### Available data
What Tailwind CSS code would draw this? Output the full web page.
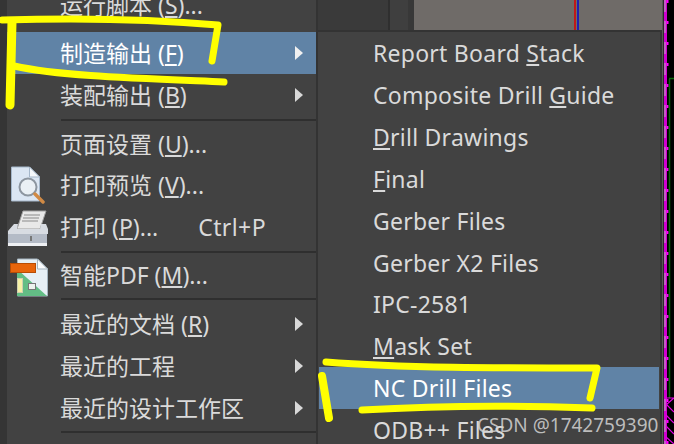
<!doctype html>
<html lang="zh">
<head>
<meta charset="utf-8">
<script src="https://cdn.jsdelivr.net/npm/@tailwindcss/browser@4"></script>
</head>
<body class="m-0 bg-[#424242]">
<div class="relative w-[674px] h-[444px] overflow-hidden flex bg-[#424242] text-[#dadada] text-[23px] leading-none font-['Noto_Sans','Noto_Sans_CJK_SC',sans-serif]">
  <!-- left menu -->
  <div class="w-[318px] h-[460px] shrink-0 flex flex-col bg-[#424242] border-l-[7px] border-l-[#353535] border-r-2 border-r-[#333333] -mt-[16px]">
    <div class="h-[42px] shrink-0 pl-[53px] flex items-center">运行脚本 (<u class="underline-offset-2">S</u>)...</div>
    <div class="h-[6px] shrink-0"></div>
    <div class="h-[42px] shrink-0 pl-[53px] pr-[13px] flex items-center justify-between bg-[#6083a6] text-white"><span>制造输出 (<u class="underline-offset-2">F</u>)</span><span class="w-0 h-0 border-y-[7px] border-y-transparent border-l-[8px] border-l-[#f0f0f0]"></span></div>
    <div class="h-[42px] shrink-0 pl-[53px] pr-[13px] flex items-center justify-between"><span>装配输出 (<u class="underline-offset-2">B</u>)</span><span class="w-0 h-0 border-y-[7px] border-y-transparent border-l-[8px] border-l-[#d8d8d8]"></span></div>
    <div class="ml-[54px] h-[2px] shrink-0 mt-[3px] mb-[2px] bg-[#2f2f2f]"></div>
    <div class="h-[42px] shrink-0 pl-[53px] flex items-center">页面设置 (<u class="underline-offset-2">U</u>)...</div>
    <div class="h-[42px] shrink-0 -mt-[1px] pl-[53px] flex items-center relative">
      <svg class="absolute left-[4px] top-[2px]" width="34" height="38" viewBox="0 0 34 38"><path d="M0.5 1h18l10 10v24h-28z" fill="#dbe6f3" stroke="#a5b7ca"/><path d="M18.5 1v10h10z" fill="#f5f8fb" stroke="#a5b7ca"/><circle cx="17" cy="21" r="8.5" fill="#eaf0f5" stroke="#8d96a0" stroke-width="2"/><path d="M24 28l8 8" stroke="#d08a45" stroke-width="3.5" stroke-linecap="round"/></svg>
      <span>打印预览 (<u class="underline-offset-2">V</u>)...</span>
    </div>
    <div class="h-[42px] shrink-0 pl-[53px] flex items-center relative">
      <svg class="absolute left-[1px] top-[4px]" width="41" height="37" viewBox="0 0 41 37"><path d="M9 19L15 1h23l-6 18z" fill="#e8e8e8" stroke="#a0a0a0"/><path d="M16 5h16M15 8h16M14 11h16" stroke="#8a8a8a" stroke-width="1.2"/><path d="M6 14h4l-1 5h23l1-5h5l2 5v5H0v-3z" fill="#d8dce2"/><path d="M0 24h39v9H0z" fill="#b4bbc6"/><path d="M0 33h39v3H0z" fill="#eef0f3"/><path d="M23 26v5" stroke="#777" stroke-width="2"/></svg>
      <span>打印 (<u class="underline-offset-2">P</u>)...</span><span class="ml-[40px] tracking-[0.4px]">Ctrl+P</span>
    </div>
    <div class="ml-[54px] h-[2px] shrink-0 mt-[3px] bg-[#2f2f2f]"></div>
    <div class="h-[45px] shrink-0 pl-[53px] flex items-center relative">
      <svg class="absolute left-[3px] top-[5px]" width="38" height="39" viewBox="0 0 38 39"><path d="M7.5 1h20l10 10v27h-30z" fill="#e7eff5" stroke="#a5b5c0"/><path d="M27.5 1v10h10z" fill="#fafcfd" stroke="#a5b5c0"/><path d="M7 11l30 27H7z" fill="#63bd85"/><rect x="0.5" y="5.500" width="25" height="9" fill="#e8650c" stroke="#b84d05"/><rect x="7.500" y="20.500" width="5" height="14" fill="#f7f1a6" stroke="#d0d0b0"/><rect x="18.500" y="25.500" width="7" height="6" fill="#eef2ee" stroke="#777"/></svg>
      <span>智能PDF (<u class="underline-offset-2">M</u>)...</span>
    </div>
    <div class="ml-[54px] h-[2px] shrink-0 bg-[#2f2f2f]"></div>
    <div class="h-[42px] shrink-0 mt-[3px] pl-[53px] pr-[13px] flex items-center justify-between"><span>最近的文档 (<u class="underline-offset-2">R</u>)</span><span class="w-0 h-0 border-y-[7px] border-y-transparent border-l-[8px] border-l-[#d8d8d8]"></span></div>
    <div class="h-[42px] shrink-0 pl-[53px] pr-[13px] flex items-center justify-between"><span>最近的工程</span><span class="w-0 h-0 border-y-[7px] border-y-transparent border-l-[8px] border-l-[#d8d8d8]"></span></div>
    <div class="h-[42px] shrink-0 pl-[53px] pr-[13px] flex items-center justify-between"><span>最近的设计工作区</span><span class="w-0 h-0 border-y-[7px] border-y-transparent border-l-[8px] border-l-[#d8d8d8]"></span></div>
    <div class="ml-[54px] h-[2px] shrink-0 mt-[2px] bg-[#2f2f2f]"></div>
  </div>
  <!-- middle: strip above the submenu -->
  <div class="w-[344px] shrink-0 flex flex-col">
    <div class="h-[30px] shrink-0 flex bg-[#3a3a3a]">
      <div class="w-[72px] border-r-2 border-r-[#2f2f2f]"></div>
      <div class="w-[24px] bg-[#3f3f3f] border-r-[6px] border-r-[#383838]"></div>
      <div class="flex-1 bg-[#6f6b68] relative"><div class="absolute left-[160px] top-0 w-[2px] h-full bg-[#c01818]"></div><div class="absolute left-[163px] top-0 w-[2px] h-full bg-[#2020b0]"></div></div>
    </div>
    <div class="flex-1 min-h-0 bg-[#424242] border-t-2 border-t-[#333333] border-r-2 border-r-[#333333] flex flex-col tracking-[0.25px]">
      <div class="h-[42px] shrink-0 pl-[55px] flex items-center">Report Board&nbsp;<u class="underline-offset-2">S</u>tack</div>
      <div class="h-[42px] shrink-0 pl-[55px] flex items-center">Composite Drill&nbsp;<u class="underline-offset-2">G</u>uide</div>
      <div class="h-[42px] shrink-0 pl-[55px] flex items-center"><u class="underline-offset-2">D</u>rill Drawings</div>
      <div class="h-[42px] shrink-0 pl-[55px] flex items-center"><u class="underline-offset-2">F</u>inal</div>
      <div class="h-[42px] shrink-0 pl-[55px] flex items-center">Gerber Files</div>
      <div class="h-[42px] shrink-0 pl-[55px] flex items-center">Gerber X2 Files</div>
      <div class="h-[41px] shrink-0 pl-[55px] flex items-center">IPC-2581</div>
      <div class="h-[42px] shrink-0 pl-[55px] flex items-center"><u class="underline-offset-2">M</u>ask Set</div>
      <div class="h-[42px] shrink-0 ml-[1px] mr-[1px] pl-[54px] flex items-center bg-[#6083a6] text-white">NC Drill Files</div>
      <div class="h-[42px] shrink-0 pl-[55px] flex items-center">ODB++ Files</div>
    </div>
  </div>
  <!-- canvas edge -->
  <svg class="shrink-0 bg-black" width="12" height="444" viewBox="0 0 12 444" fill="none">
    <path d="M0 0v444" stroke="#565656" stroke-width="3"/>
    <path d="M3.500 0v444" stroke="#d000d0" stroke-width="3"/>
    <path d="M3 0v444" stroke="#b8b8b8" stroke-width="1" stroke-dasharray="12 9"/>
    <path d="M5.500 0v444" stroke="#ff00ff" stroke-width="2" stroke-dasharray="3 18"/>
    <path d="M7.500 79V398M7 78.500h5" stroke="#0a6a0a" stroke-width="1.500"/>
    <path d="M3 398h9M4 405l8-7M4 415l8 8M4 426l8 8M4 404l8 8M4 437l8 7" stroke="#e000e0" stroke-width="1.200"/>
  </svg>
  <!-- annotations -->
  <svg class="absolute inset-0 pointer-events-none" width="674" height="444" viewBox="0 0 674 444" fill="none" stroke="#ffff00" stroke-linecap="round" stroke-linejoin="round">
    <path d="M2 20C70 18 140 18 218 25L212 61" stroke-width="7"/>
    <path d="M12 22L10 105" stroke-width="9"/>
    <path d="M14 66C60 76 130 78 224 82" stroke-width="7"/>
    <path d="M326 362C400 368 500 368 597 368L590 398" stroke-width="7"/>
    <path d="M322 376L329 418" stroke-width="8"/>
    <path d="M362 410C430 406 510 405 592 408" stroke-width="7"/>
  </svg>
  <div class="absolute left-[477px] top-[413px] text-[19px] leading-[24px] text-[#d4d4d4]/85">CSDN @1742759390</div>
</div>
</body>
</html>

### Direction
Gather up every line from the listing above in which the word "full" occurs.

### Solution to this task
What Tailwind CSS code would draw this? Output the full web page.
      <div class="flex-1 bg-[#6f6b68] relative"><div class="absolute left-[160px] top-0 w-[2px] h-full bg-[#c01818]"></div><div class="absolute left-[163px] top-0 w-[2px] h-full bg-[#2020b0]"></div></div>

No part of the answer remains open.